What seamless integration looks like:

  • Works with existing SIEM and security orchestration tools
  • Leverages current identity and access management systems
  • Provides APIs for custom workflow integration
  • Fits into existing incident response procedures

The Microsoft example: Many organizations already have tools like Microsoft Defender for Cloud Apps that can identify shadow IT and AI usage patterns—start there before adding new platforms.

Takeaway: Choose solutions that enhance your current capabilities rather than replacing them entirely.

#6: Automate Analysis, Not Just Alerts

Modern AI governance requires AI-powered tools that reduce manual triage time and provide actionable insights, not just more alerts to investigate.

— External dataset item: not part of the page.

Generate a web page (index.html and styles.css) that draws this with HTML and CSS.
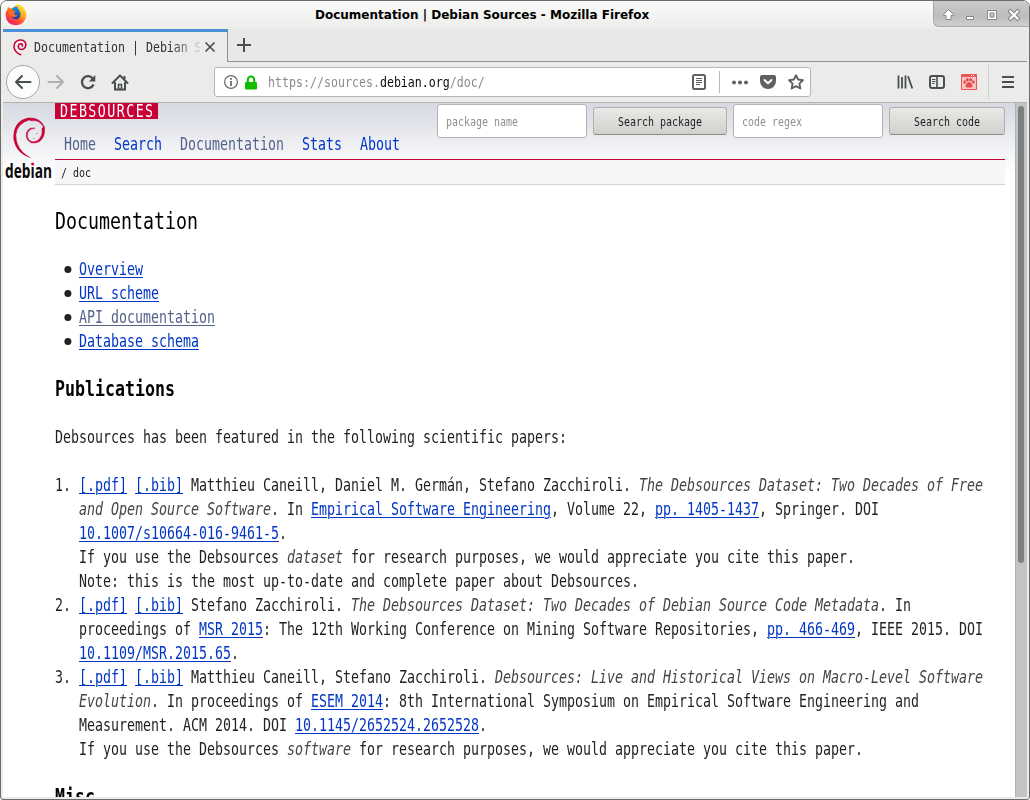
FILE: index.html
```html
<!DOCTYPE html>
<html lang="en">
<head>
<meta charset="utf-8">
<title>Documentation | Debian Sources</title>
<link rel="stylesheet" href="styles.css">
</head>
<body>
<div class="window">
  <header class="titlebar">
    <svg class="fox" width="22" height="22" viewBox="0 0 22 22">
      <defs>
        <linearGradient id="fx" x1="0.85" y1="0" x2="0.15" y2="1"><stop offset="0" stop-color="#fff044"/><stop offset=".35" stop-color="#ffae1c"/><stop offset=".62" stop-color="#ff4f2c"/><stop offset="1" stop-color="#e5127c"/></linearGradient>
        <linearGradient id="gl" x1="0" y1="0" x2="0" y2="1"><stop offset="0" stop-color="#1596e8"/><stop offset="1" stop-color="#203a9c"/></linearGradient>
      </defs>
      <path d="M3 2.500Q4 4 5.500 4.300Q7 3.700 8 4Q9.500 1.800 12 .6Q14.500 .5 17 2Q21.500 5.500 21.300 11.500Q20.500 20.500 11 21.300Q1.500 20.800 .7 11.800Q.5 7 2.400 5.500Z" fill="url(#fx)"/>
      <path d="M7 4.500Q10 1.800 13 3.200Q12 4.500 14 6Q16 8.500 15.300 12Q14 15.500 10.500 15.200Q7 14.700 6.500 11.500L10 11.500L9 9L10 7.500L7.600 6.500Z" fill="url(#gl)"/>
      <path d="M3 5.500Q5 4.500 7 6L10.500 7Q10 8.500 8.300 9Q8 11 10.200 11.200L12.500 11Q11.500 13.500 8.500 13Q5 12.500 3.500 9Z" fill="#ff6a22"/>
    </svg>
    <div class="wintitle">Documentation | Debian Sources - Mozilla Firefox</div>
    <div class="controls">
      <svg width="96" height="26" viewBox="0 0 96 26" fill="#fff" stroke="#858585" stroke-width="1">
        <path d="M14.500 9.500L19.500 14.500V15.500H17V19.500H12V15.500H9.500V14.500Z"/>
        <path d="M32.500 16.500h7v3h-7z"/>
        <path d="M53.500 10.500h9v9h-9z"/><path d="M56 13h4v4h-4z" fill="#c4c4c4"/>
        <path d="M76.500 11.500l7 7m0-7l-7 7" stroke-width="4.200" stroke-linecap="square"/>
        <path d="M76.500 11.500l7 7m0-7l-7 7" stroke="#fff" stroke-width="2.200" stroke-linecap="square"/>
      </svg>
    </div>
  </header>
  <div class="tabs">
    <div class="tab">
      <svg width="14" height="17" viewBox="0 0 14 17" fill="none" stroke="#c70036" stroke-linecap="round"><path d="M7.500 15.700Q1.500 13 1 8Q1 2 6.500 1Q12 .6 12.800 5Q13 9.500 9 10.500Q5.500 10.500 5.300 7.500Q5.600 4.800 8 4.800Q9.800 5 9.300 7" stroke-width="1.500"/></svg>
      <div class="tabtext"><span class="mono">Documentation | Debian S</span></div>
      <svg class="tabclose" width="12" height="12" viewBox="0 0 12 12" fill="none" stroke="#4a4f51" stroke-width="1.700"><path d="M1.500 1.500l9 9m0-9l-9 9"/></svg>
    </div>
    <div class="newtab"><svg width="14" height="14" viewBox="0 0 14 14" stroke="#4a4f51" stroke-width="2"><path d="M7 0v14M0 7h14"/></svg></div>
  </div>
  <div class="toolbar">
    <div class="back"><svg width="18" height="16" viewBox="0 0 18 16" fill="none" stroke="#4a4f51" stroke-width="2" stroke-linecap="round" stroke-linejoin="round"><path d="M8 2L2 8l6 6M2 8h14.500"/></svg></div>
    <svg class="fwd" width="18" height="16" viewBox="0 0 18 16" fill="none" stroke="#b0b1b0" stroke-width="2" stroke-linecap="round" stroke-linejoin="round"><path d="M10 2l6 6-6 6M16 8H1.500"/></svg>
    <svg class="reload" width="16" height="16" viewBox="0 0 16 16" fill="none" stroke="#4a4f51" stroke-width="2.300"><path d="M13 4.800A6 6 0 1 0 13.500 10.500"/><path d="M15.300 1v6.500H8.800z" fill="#4a4f51" stroke="none"/></svg>
    <svg class="home" width="18" height="17" viewBox="0 0 18 17" fill="none" stroke="#4a4f51" stroke-width="2"><path d="M1.500 9L9 1.500 16.500 9" stroke-linecap="round" stroke-linejoin="round"/><path d="M4 8v7.500h10V8M13.500 2v3"/><path d="M7.500 15.500V10.500h3v5z" stroke-width="1.600"/></svg>
    <div class="urlbar">
      <svg width="14" height="14" viewBox="0 0 14 14" fill="none" stroke="#6a6a6a"><circle cx="7" cy="7" r="6.400" stroke-width="1.200"/><path d="M7 6v5M7 3v1.800" stroke-width="1.800"/></svg>
      <svg class="lock" width="12" height="15" viewBox="0 0 12 15"><rect y="7" width="12" height="7.500" rx="1" fill="#12bc00"/><path d="M2.800 8V5a3.200 3.500 0 0 1 6.400 0V8" fill="none" stroke="#12bc00" stroke-width="2.200"/></svg>
      <div class="address"><span class="mono">https://sources.<b>debian.org</b>/doc/</span></div>
      <svg class="reader" width="14" height="16" viewBox="0 0 14 16" fill="none" stroke="#606162"><rect x="1" y="1" width="12" height="14" rx="1.500" stroke-width="2"/><path d="M4 4.500h6M4 6.500h6M4 8.500h6M4 10.500h4" /></svg>
      <i class="sep"></i>
      <svg class="dots" width="17" height="5" viewBox="0 0 17 5" fill="#606162"><circle cx="2" cy="2.500" r="2"/><circle cx="8" cy="2.500" r="2"/><circle cx="14" cy="2.500" r="2"/></svg>
      <svg class="pocket" width="16" height="14" viewBox="0 0 16 14"><path d="M2 0h12q2 0 2 2v4a8 8 0 0 1-16 0V2q0-2 2-2z" fill="#606162"/><path d="M4.500 5L8 8.300 11.500 5" fill="none" stroke="#fff" stroke-width="2" stroke-linecap="round" stroke-linejoin="round"/></svg>
      <svg class="star" width="16" height="16" viewBox="0 0 16 16" fill="none" stroke="#606162" stroke-width="1.900" stroke-linejoin="round"><path d="M8 1.200l2.100 4.300 4.800.7-3.500 3.400.9 4.900L8 12.200l-4.300 2.300.9-4.900L1.100 6.200l4.800-.7z"/></svg>
    </div>
    <div class="tools">
      <svg width="16" height="14" viewBox="0 0 16 14" fill="none" stroke="#4a4f51" stroke-width="1.800"><path d="M1.500 .5v13M5 2v11.500M8.500 .5v13M11 1.200l4.300 12.300"/></svg>
      <svg width="16" height="14" viewBox="0 0 16 14" fill="none" stroke="#4a4f51"><rect x="1" y="1" width="14" height="12" rx="2" stroke-width="2"/><path d="M8 1v12" stroke-width="1.600"/><path d="M3 4.500h3.500M3 6.500h3.500M3 8.500h2.500"/></svg>
      <svg width="16" height="16" viewBox="0 0 16 16"><path d="M.5 .5h15v15H.5z" fill="#f6c6c6" stroke="#ea5454"/><path d="M1 1h14v2H1z" fill="#ea5454"/><path d="M10 1.500h1m1 0h1" stroke="#fff"/><g fill="#ea4c4c"><ellipse cx="3.700" cy="8" rx="1.400" ry="1.700"/><ellipse cx="6.300" cy="5.700" rx="1.500" ry="1.700"/><ellipse cx="9.700" cy="5.700" rx="1.500" ry="1.700"/><ellipse cx="12.300" cy="8" rx="1.400" ry="1.700"/><path d="M8 8q2 0 3.500 3.500.5 2.500-3.500 2-4 .5-3.500-2Q6 8 8 8z"/></g></svg>
    </div>
    <i class="toolsep"></i>
    <svg class="menu" width="12" height="12" viewBox="0 0 12 12" stroke="#4a4f51" stroke-width="2"><path d="M0 1h12M0 6h12M0 11h12"/></svg>
  </div>
  <div class="viewport">
    <main class="page">
      <div class="logo">
        <svg width="50" height="74" viewBox="0 0 50 74">
          <path d="M27 50.500Q13 46 10.700 32Q10 14 25 11Q37 10 41.500 20Q42.500 30 36.500 34.500Q28 38.500 24 32Q21.500 25 27 21.500Q29.500 20.500 32 21.200Q27 21.500 25 25Q23 30 26.500 33.500Q31 36.500 36 32.500Q40 28 39 21.500L40.500 20Q36 12.500 29 13.800L26 13Q14 16.500 12.800 28Q13 43 27 50.500Z" fill="#c70036" stroke="#c70036" stroke-width=".5"/>
          <g fill="#c70036"><circle cx="31" cy="31.500" r=".5"/><circle cx="34" cy="26.500" r=".5"/><circle cx="29.600" cy="57" r="1.500"/></g>
          <text class="brand" x="2" y="70.500" textLength="47" lengthAdjust="spacingAndGlyphs">deb&#305;an</text>
        </svg>
      </div>
      <div class="content">
        <div class="top">
          <div class="left">
            <div class="site"><span class="mono">DEBSOURCES</span></div>
            <nav class="mono"><a class="seen">Home</a><a>Search</a><a class="seen">Documentation</a><a>Stats</a><a>About</a></nav>
          </div>
          <div class="forms">
            <div class="field"><span class="mono">package name</span></div>
            <div class="button wide"><span class="mono">Search package</span></div>
            <div class="field"><span class="mono">code regex</span></div>
            <div class="button"><span class="mono">Search code</span></div>
          </div>
        </div>
        <div class="crumbs"><span class="mono">/ doc</span></div>
        <article class="mono doc">
          <h1>Documentation</h1>
          <ul>
            <li><a>Overview</a></li>
            <li><a>URL scheme</a></li>
            <li><a class="seen">API documentation</a></li>
            <li><a>Database schema</a></li>
          </ul>
          <h2>Publications</h2>
          <p>Debsources has been featured in the following scientific papers:</p>
          <ol>
            <li><span class="num">1.</span><a>[.pdf]</a> <a>[.bib]</a> Matthieu Caneill, Daniel M. Germán, Stefano Zacchiroli. <em>The Debsources Dataset: Two Decades of Free and Open Source Software</em>. In <a>Empirical Software Engineering</a>, Volume 22, <a>pp. 1405-1437</a>, Springer. DOI <a>10.1007/s10664-016-9461-5</a>.<br>If you use the Debsources <em>dataset</em> for research purposes, we would appreciate you cite this paper.<br>Note: this is the most up-to-date and complete paper about Debsources.</li>
            <li><span class="num">2.</span><a>[.pdf]</a> <a>[.bib]</a> Stefano Zacchiroli. <em>The Debsources Dataset: Two Decades of Debian Source Code Metadata</em>. In proceedings of <a>MSR 2015</a>: The 12th Working Conference on Mining Software Repositories, <a>pp. 466-469</a>, IEEE 2015. DOI <a>10.1109/MSR.2015.65</a>.</li>
            <li><span class="num">3.</span><a>[.pdf]</a> <a>[.bib]</a> Matthieu Caneill, Stefano Zacchiroli. <em>Debsources: Live and Historical Views on Macro-Level Software Evolution</em>. In proceedings of <a>ESEM 2014</a>: 8th International Symposium on Empirical Software Engineering and Measurement. ACM 2014. DOI <a>10.1145/2652524.2652528</a>.<br>If you use the Debsources <em>software</em> for research purposes, we would appreciate you cite this paper.</li>
          </ol>
          <h2>Misc</h2>
        </article>
      </div>
    </main>
    <div class="scroll"><i class="thumb"></i></div>
  </div>
</div>
</body>
</html>
```

FILE: styles.css
```css
* { box-sizing: border-box; }
body { margin: 0; background: #fff; overflow: hidden; --s: .7817; }
svg { display: block; flex: none; }
.mono {
  display: block;
  font-family: "DejaVu Sans Mono", monospace;
  white-space: nowrap;
  transform: scaleX(var(--s));
  transform-origin: 0 50%;
}
.window {
  width: 1030px; height: 800px;
  border: 1px solid #6d6a6a;
  border-radius: 7px 7px 3px 3px;
  padding: 0 2px 2px;
  background: #ebebe9;
  overflow: hidden;
  display: flex; flex-direction: column;
}
.titlebar {
  height: 28px; flex: none; margin: 0 -2px;
  display: flex; align-items: flex-start; justify-content: space-between;
  background: linear-gradient(#fafaf9, #ececea);
}
.fox { margin: 3px 0 0 4px; }
.wintitle {
  flex: 1; padding-left: 288px;
  font: bold 12px/28px "DejaVu Sans", sans-serif; color: #000; white-space: nowrap;
}
.controls {
  width: 96px; height: 26px;
  border: 1px solid #a9a9a8; border-width: 0 0 1px 1px;
  border-radius: 0 0 0 6px;
  background: linear-gradient(#cbcbca, #bdbdbc 60%, #cfcfce);
}
.controls svg { margin-top: -1px; }
.tabs { height: 33px; flex: none; display: flex; background: #e8e8e6; }
.tab {
  width: 225px; display: flex; align-items: center;
  border-top: 3px solid #4a90d9; border-right: 1px solid #919291;
  background: #ebebe9; padding-left: 10px;
}
.tabtext {
  width: 166px; margin-left: 7px; line-height: 28px; color: #303435;
  -webkit-mask-image: linear-gradient(90deg, #000 138px, transparent 170px);
  mask-image: linear-gradient(90deg, #000 138px, transparent 170px);
}
.tabtext .mono { width: 212px; font-size: 14.875px; }
.address .mono { font-size: 14.875px; }
.tabclose { margin-left: 4px; }
.newtab { flex: 1; border-bottom: 1px solid #919291; padding: 9px 0 0 9px; }
.toolbar { height: 41px; flex: none; display: flex; align-items: center; border-bottom: 1px solid #b4b4b1; }
.back {
  width: 34px; height: 34px; margin-left: 3px; border: 1px solid #a6a6a4; border-radius: 50%;
  background: #fcfcfc; display: flex; align-items: center; justify-content: center;
}
.fwd { margin-left: 7px; }
.reload { margin-left: 15px; }
.home { margin-left: 15px; }
.urlbar {
  width: 597px; height: 30px; margin-left: 85px;
  border: 1px solid #b6b6b3; border-radius: 3px; background: #fff;
  display: flex; align-items: center; padding-left: 9px;
}
.lock { margin-left: 7px; }
.address { width: 424px; margin-left: 11px; color: #8b8b8b; line-height: 28px; }
.address b { font-weight: normal; color: #0c0c0d; }
.sep { width: 1px; height: 22px; background: #b8b8b8; margin: 0 12px 0 13px; }
.pocket { margin-left: 11px; }
.star { margin-left: 12px; }
.tools { display: flex; align-items: center; gap: 16px; margin-left: 86px; }
.toolsep { width: 1px; height: 34px; background: #cfcfcd; margin: 0 13px 0 11px; }
.viewport { flex: 1; min-height: 0; display: flex; background: #fff; }
.page {
  width: 1012px; padding-right: 10px; display: flex; overflow: hidden;
  background: linear-gradient(#d7d9e2, #fff 70px);
}
.logo { width: 52px; flex: none; padding-top: 4px; }
.brand { font: bold 19.500px "Open Sans", sans-serif; fill: #0a0a0a; }
.content { width: 950px; flex: none; }
.top { display: flex; justify-content: space-between; height: 57px; border-bottom: 1px solid #c70036; }
.left { width: 360px; }
.site { width: 103px; height: 16px; background: #c70036; color: #fff; padding-left: 5px; line-height: 16px; }
.site .mono { font-size: 17px; letter-spacing: 1.860px; }
nav.mono { width: 450px; display: flex; gap: 23.030px; margin: 13px 0 0 9px; font-size: 17px; line-height: 24px; }
a { color: #0035c7; white-space: nowrap; }
a.seen { color: #54638c; }
.forms { display: flex; gap: 6px; padding-top: 1px; }
.field { width: 150px; height: 34px; border: 1px solid #b4b4b1; border-radius: 3px; background: #fff; color: #8e8e8e; line-height: 33px; padding-left: 8px; }
.button {
  width: 116px; height: 28px; margin-top: 3px; padding-left: 24px; line-height: 27px; color: #1d2021;
  border: 1px solid #b0b0ad; border-bottom-color: #8c8c89; border-radius: 3px;
  background: linear-gradient(#e9e9e7, #d0d0cd);
}
.button.wide { width: 134px; }
.field .mono, .button .mono, .crumbs .mono { font-size: 12.750px; }
.crumbs { height: 25px; background: #f5f6f7; border-bottom: 1px solid #d2d3d7; padding-left: 6px; line-height: 25px; color: #222; }
.doc { width: 1216px; font-size: 17px; line-height: 24px; color: #222; white-space: normal; padding-top: 24px; }
.doc h1 { margin: 0; font-size: 23.375px; font-weight: normal; line-height: 25px; height: 24px; color: #000; }
.doc ul, .doc ol { margin: 24px 0; padding: 0 0 0 30.700px; list-style: none; }
.doc h2 { margin: 24px 0; font-size: 21.250px; line-height: 24px; color: #000; }
.doc p { margin: 24px 0; }
.doc ul li { display: flex; align-items: center; }
.doc ul li::before { content: ""; width: 9px; height: 7px; border-radius: 50%; background: #222; margin: 0 10px 0 -19px; }
.doc li a { text-decoration: underline; text-decoration-thickness: 1px; text-underline-offset: 2px; }
.doc em { color: #444; }
.num { display: inline-block; width: 30.700px; margin-left: -30.700px; }
.scroll { width: 12px; background: #c2c4c3; border-left: 1px solid #b0b2b1; padding: 3px 0 0 2px; }
.thumb { display: block; width: 6px; height: 457px; border-radius: 3px; background: #7b7f80; }
```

What next-generation DLP provides:

  • Conversational interfaces that auto-analyze security events
  • AI-powered content summaries that highlight risk factors
  • Behavioral pattern recognition that identifies highest-risk users and domains
  • Automated trend analysis that reduces investigation time from hours to minutes

The efficiency gain: Security teams can focus on strategic governance decisions rather than manual event triage, while still maintaining visibility into AI usage patterns and data exposure risks.

The balance: Automation should simplify security operations while maintaining the human oversight needed for nuanced policy decisions.

Takeaway: Use AI to secure AI—but keep humans in the loop for policy decisions and complex risk assessments.

Final Thoughts

AI governance is still evolving, and every organization we talk to is learning what works in their specific environment. The biggest insight? It's not about blocking AI adoption—it's about enabling it safely.

The key principles:

  • Start with discovery and behavioral analytics
  • Educate employees at the moment of risk
  • Validate vendor claims with detailed technical due diligence
  • Coordinate across security, privacy, and legal teams
  • Integrate with existing tools rather than adding complexity
  • Use automation to reduce manual triage while keeping humans in critical decisions

Whether you're securing a startup or a global enterprise, get these fundamentals right and you'll build AI governance that protects your organization without killing innovation.

The organizations that master this balance will have a significant competitive advantage. Those that don't will find themselves constantly playing catch-up as shadow AI usage expands and data exposure risks multiply.